Entrypoint for all Scanner operations.

Parameters:
  • master (Optional[str]) – The address of the master process. The addresses should be formatted as ‘ip:port’. If the start_cluster flag is specified, the Database object will ssh into the provided address and start a master process. You should have ssh access to the target machine and scannerpy should be installed.
  • workers (Optional[List[str]]) – The list of addresses to spawn worker processes on. The addresses should be formatted as ‘ip:port’. Like with master, you should have ssh access to the target machine and scannerpy should be installed. If start_cluster is false, this parameter has no effect.
  • start_cluster (bool) – If true, a master process and worker processes will be spawned at the addresses specified by master and workers, respectively.
  • config_path (Optional[str]) – Path to a Scanner configuration TOML, by default assumed to be ‘~/.scanner/config.toml’.
  • config (Optional[Config]) – The scanner Config to use. If specified, config_path is ignored.
  • debug (Optional[bool]) – This flag is only relevant when start_cluster == True. If true, the master and worker servers are spawned in the same process as the invoking python code, enabling easy gdb-based debugging.
Other Parameters:
 
  • prefetch_table_metadata
  • no_workers_timeout
  • grpc_timeout
Variables:
  • config (Config) – The Config object used to initialize this Database.
  • ops (OpGenerator) –

    Represents the set of available Ops. Ops can be created like so:

    output = db.ops.ExampleOp(arg=’example’)
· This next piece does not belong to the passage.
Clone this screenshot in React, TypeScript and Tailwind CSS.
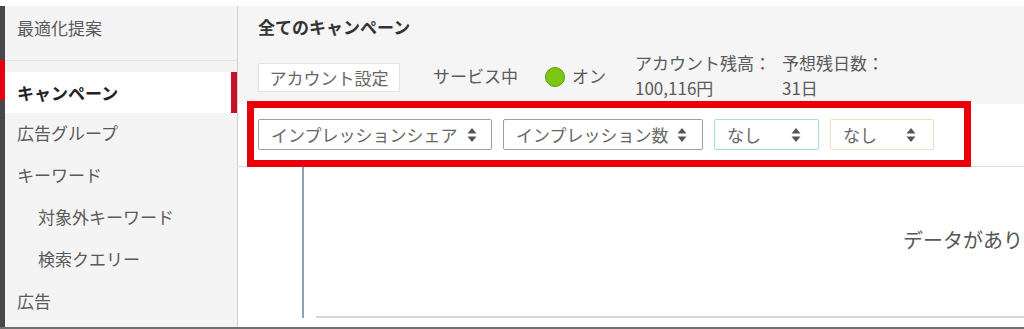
import React from 'react';

const SortIcon = () => (
  <svg width="10" height="16" viewBox="0 0 10 16" className="shrink-0">
    <path d="M5 1 L9.5 6.5 H0.5 Z" fill="#555" />
    <path d="M5 15 L9.5 9.5 H0.5 Z" fill="#555" />
  </svg>
);

const SELECTS = [
  { label: 'インプレッションシェア', width: 'w-[234px]', border: 'border-[#8fa3aa]', pr: 'pr-[14px]' },
  { label: 'インプレッション数', width: 'w-[200px]', border: 'border-[#ab96a3]', pr: 'pr-[15px]' },
  { label: 'なし', width: 'w-[105px]', border: 'border-[#a9dbe0]', pr: 'pr-[17px]' },
  { label: 'なし', width: 'w-[104px]', border: 'border-[#e9e1c0]', pr: 'pr-[17px]' },
];

const NAV = [
  { label: '広告グループ', sub: false },
  { label: 'キーワード', sub: false },
  { label: '対象外キーワード', sub: true },
  { label: '検索クエリー', sub: true },
  { label: '広告', sub: false },
];

export default function App() {
  return (
    <div className="relative w-[1024px] h-[329px] overflow-hidden bg-white font-['Noto_Sans_CJK_JP','Liberation_Sans',sans-serif] text-[17px]">
      <div className="flex h-[327px] mt-[6px] -mb-[6px]">
        {/* left accent bar */}
        <div className="flex w-[5px] flex-col bg-[#474747]">
          <div className="h-[54px]" />
          <div className="h-[40px] bg-[#e60012]" />
        </div>

        {/* sidebar */}
        <aside className="w-[233px] shrink-0 border-r border-[#cfcfcf] bg-[#f4f4f4] text-[#5a5a5a]">
          <div className="h-[55px] border-b border-[#e2e2e2] pl-[12px] pt-[12px] leading-[20px]">最適化提案</div>
          <div className="mt-[11px] flex h-[41px] items-center justify-between bg-white pl-[12px]">
            <span className="font-bold text-[#222]">キャンペーン</span>
            <span className="h-[41px] w-[6px] bg-[#c8102e]" />
          </div>
          {NAV.map((item, i) => (
            <div
              key={i}
              className={`flex h-[42px] items-center pb-[3px] ${item.sub ? 'pl-[33px]' : 'pl-[12px]'}`}
            >
              {item.label}
            </div>
          ))}
        </aside>

        {/* main */}
        <main className="flex-1 overflow-hidden">
          <div className="h-[98px] bg-[#f5f5f5] pl-[20px] pt-[11px]">
            <h1 className="font-bold leading-[20px] text-[#333]">全てのキャンペーン</h1>
            <div className="mt-[13px] flex items-start text-[#5a5a5a]">
              <button className="mt-[13px] h-[29px] w-[142px] border border-[#e3e3e3] bg-white leading-[27px] text-[#666]">
                アカウント設定
              </button>
              <span className="ml-[33px] mt-[16px] leading-[20px]">サービス中</span>
              <span className="ml-[27px] mt-[17px] h-[20px] w-[20px] rounded-full border border-[#5e9c0a] bg-[#7cc614]" />
              <span className="ml-[7px] mt-[16px] leading-[20px]">オン</span>
              <div className="ml-[29px] leading-[25px]">
                <div>アカウント残高：</div>
                <div>100,116円</div>
              </div>
              <div className="ml-[11px] leading-[25px]">
                <div>予想残日数：</div>
                <div>31日</div>
              </div>
            </div>
          </div>

          {/* filter row */}
          <div className="flex h-[63px] gap-[11px] border-b border-[#dddddd] bg-white pl-[20px] pt-[15px]">
            {SELECTS.map((s, i) => (
              <div
                key={i}
                className={`flex h-[31px] items-center justify-between rounded-[2px] border bg-white pl-[12px] text-[#666] ${s.width} ${s.border} ${s.pr}`}
              >
                <span className="whitespace-nowrap leading-[20px]">{s.label}</span>
                <SortIcon />
              </div>
            ))}
          </div>

          {/* chart */}
          <div className="flex h-[160px] bg-white">
            <div className="ml-[64px] h-[151px] w-[2px] bg-[#8fa1b5]" />
            <div className="ml-[12px] h-[151px] flex-1 overflow-hidden whitespace-nowrap border-b-2 border-[#d6d6d6] pl-[587px] pt-[60px] text-[20px] leading-[26px] text-[#555]">
              データがありません
            </div>
          </div>
        </main>
      </div>

      {/* bottom edge */}
      <div className="absolute bottom-0 left-0 h-[2px] w-full bg-[#707070]" />

      {/* annotation box */}
      <div className="pointer-events-none absolute left-[247px] top-[101px] h-[66px] w-[724px] border-[7px] border-[#e8000b]" />
    </div>
  );
}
    For a more detailed description, see OpGenerator

  • sources (SourceGenerator) – Represents the set of available Sources. Sources are created just like Ops. See SourceGenerator
  • sinks (SinkGenerator) – Represents the set of available Sinks. Sinks are created just like Ops. See SinkGenerator
  • streams (StreamsGenerator) – Used to specify which elements to sample from a sequence. See StreamsGenerator
  • partitioner (TaskPartitioner) – Used to specify how to split the elements in a sequence when performing a slice operation. See TaskPartitioner.
  • protobufs (ProtobufGenerator) – Used to construct protobuf objects that handle serialization/deserialization of the outputs of Ops.
bulk_fetch_video_metadata(tables)[source]
delete_table(name)[source]

Deletes a table from the database.

Parameters:name (str) – The name of the table to delete.
delete_tables(names)[source]

Deletes tables from the database.

Parameters:names (List[str]) – The names of the tables to delete.
get_active_jobs()[source]
has_gpu()[source]
has_table(name)[source]

Checks if a table exists in the database.

Parameters:name (str) – The name of the table to check for.
Returns:True if the table exists, false otherwise.
Return type:bool
ingest_videos(videos, inplace=False, force=False)[source]
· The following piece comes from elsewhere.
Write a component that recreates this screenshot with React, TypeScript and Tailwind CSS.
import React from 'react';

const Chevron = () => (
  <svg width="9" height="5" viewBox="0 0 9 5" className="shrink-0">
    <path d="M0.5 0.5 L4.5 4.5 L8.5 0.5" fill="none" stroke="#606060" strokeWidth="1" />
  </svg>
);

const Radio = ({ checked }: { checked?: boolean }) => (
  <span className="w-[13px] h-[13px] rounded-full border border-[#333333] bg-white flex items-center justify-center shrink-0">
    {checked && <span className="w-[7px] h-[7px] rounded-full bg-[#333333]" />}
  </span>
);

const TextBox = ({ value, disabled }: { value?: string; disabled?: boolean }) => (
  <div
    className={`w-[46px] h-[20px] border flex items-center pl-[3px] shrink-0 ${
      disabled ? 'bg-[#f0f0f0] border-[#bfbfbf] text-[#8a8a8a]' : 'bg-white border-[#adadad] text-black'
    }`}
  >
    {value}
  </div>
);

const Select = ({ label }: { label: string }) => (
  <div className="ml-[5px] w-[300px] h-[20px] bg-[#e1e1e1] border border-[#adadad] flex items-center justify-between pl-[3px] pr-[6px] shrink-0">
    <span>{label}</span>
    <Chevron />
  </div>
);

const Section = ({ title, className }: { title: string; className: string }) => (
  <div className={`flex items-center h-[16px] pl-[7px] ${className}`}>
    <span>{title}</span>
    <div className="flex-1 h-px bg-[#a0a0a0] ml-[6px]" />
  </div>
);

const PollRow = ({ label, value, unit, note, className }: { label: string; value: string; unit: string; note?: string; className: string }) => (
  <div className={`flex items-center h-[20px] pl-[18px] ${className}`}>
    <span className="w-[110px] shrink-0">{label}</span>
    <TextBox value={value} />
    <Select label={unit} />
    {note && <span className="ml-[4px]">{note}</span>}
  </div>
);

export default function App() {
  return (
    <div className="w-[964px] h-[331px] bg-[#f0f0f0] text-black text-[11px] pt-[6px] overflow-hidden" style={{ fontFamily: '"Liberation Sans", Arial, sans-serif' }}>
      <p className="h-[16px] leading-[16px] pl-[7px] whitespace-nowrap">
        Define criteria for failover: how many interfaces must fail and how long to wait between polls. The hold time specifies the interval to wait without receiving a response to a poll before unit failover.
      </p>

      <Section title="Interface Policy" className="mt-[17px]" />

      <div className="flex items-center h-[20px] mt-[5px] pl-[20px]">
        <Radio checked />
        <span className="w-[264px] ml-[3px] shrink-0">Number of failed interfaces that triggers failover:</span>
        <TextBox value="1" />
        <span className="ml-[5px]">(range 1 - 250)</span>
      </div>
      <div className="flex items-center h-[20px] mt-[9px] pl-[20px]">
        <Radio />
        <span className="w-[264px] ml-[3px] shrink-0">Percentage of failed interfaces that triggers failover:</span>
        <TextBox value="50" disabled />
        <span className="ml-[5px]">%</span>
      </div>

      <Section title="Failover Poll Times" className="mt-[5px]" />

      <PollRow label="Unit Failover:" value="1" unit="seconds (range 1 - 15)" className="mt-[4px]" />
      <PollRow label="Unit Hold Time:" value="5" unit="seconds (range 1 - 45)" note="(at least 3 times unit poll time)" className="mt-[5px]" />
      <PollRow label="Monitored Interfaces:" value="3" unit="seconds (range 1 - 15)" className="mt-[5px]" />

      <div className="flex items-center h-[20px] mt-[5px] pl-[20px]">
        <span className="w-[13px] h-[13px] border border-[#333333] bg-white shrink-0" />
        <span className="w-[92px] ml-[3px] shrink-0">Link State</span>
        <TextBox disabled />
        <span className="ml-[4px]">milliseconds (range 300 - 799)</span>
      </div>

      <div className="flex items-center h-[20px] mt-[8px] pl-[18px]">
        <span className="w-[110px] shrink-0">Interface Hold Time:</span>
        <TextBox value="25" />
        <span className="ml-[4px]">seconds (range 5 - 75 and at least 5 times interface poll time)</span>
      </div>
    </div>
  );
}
Creates tables from videos.

Parameters:
  • videos (List[Tuple[str, str]]) – The list of videos to ingest into the database. Each element in the list should be (‘table_name’, ‘path/to/video’).
  • inplace (bool) – If true, ingests the videos without copying them into the database. Currently only supported for mp4 containers.
  • force (bool) – If true, deletes existing tables with the same names.
Return type:

Tuple[List[Table], List[Tuple[str, str]]]

Returns:

  • tables (List[Table]) – List of table objects for the ingested videos.
  • failures (List[Tuple[str, str]]) – List of (‘path/to/video’, ‘reason for failure’) tuples for each video which failed to ingest.
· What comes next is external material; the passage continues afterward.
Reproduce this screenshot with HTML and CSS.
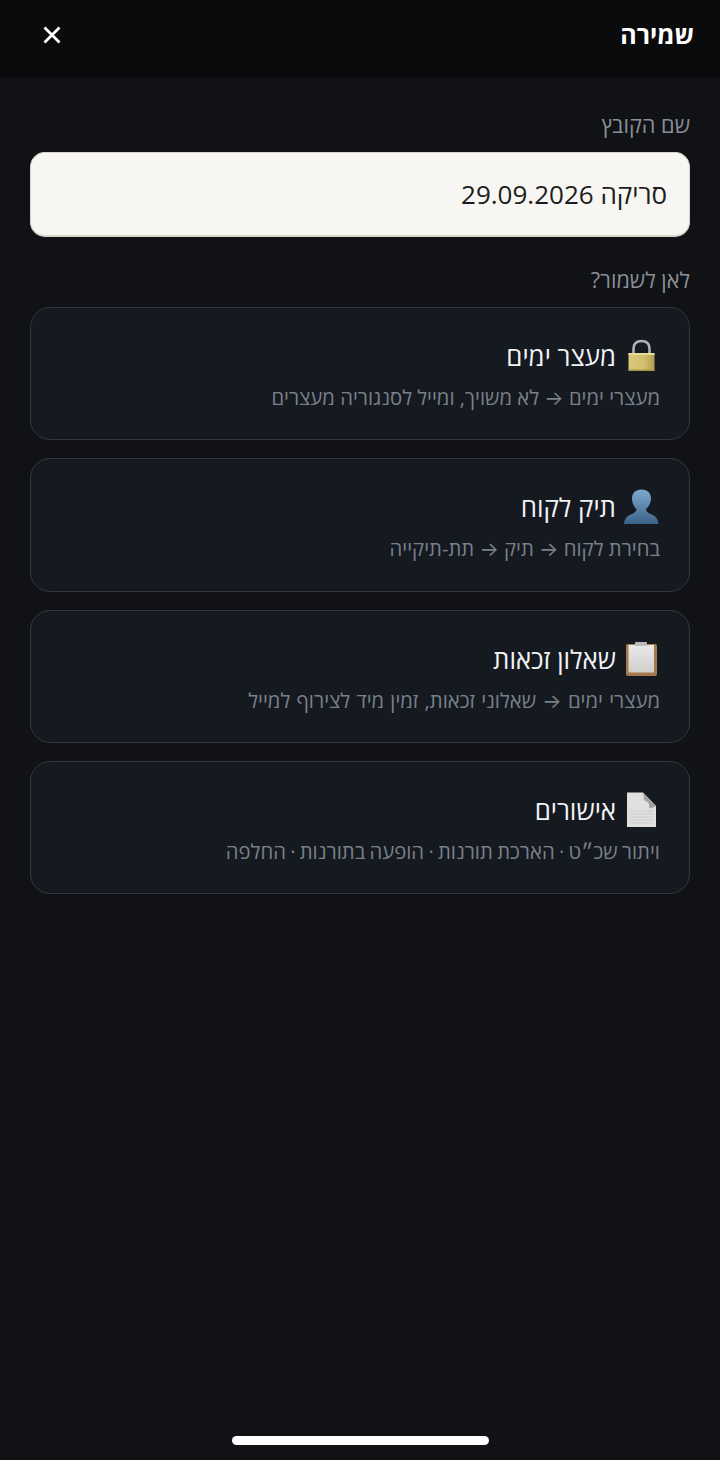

load_op(so_path, proto_path=None)[source]

Loads a custom op into the Scanner runtime.

Parameters:
  • so_path (str) – Path to the custom op’s shared library (.so).
  • proto_path (Optional[str]) – Path to the custom op’s arguments protobuf if one exists.
Raises:

ScannerException – Raised when the master fails to load the op.

new_table(name, columns, rows, fns=None, force=False)[source]

Creates a new table from a list of rows.

Parameters:
  • name (str) – String name of the table to create
  • columns (List[str]) – List of names of table columns
  • rows (List[List[bytes]]) – List of rows with each row a list of elements corresponding to the specified columns. Elements must be strings of serialized representations of the data.
  • fns
  • force (bool) –
Returns:

The new table object.

Return type:

Table

profiler(job_name)[source]
register_op(name, input_columns, output_columns, variadic_inputs=False, stencil=None, unbounded_state=False, bounded_state=None, proto_path=None)[source]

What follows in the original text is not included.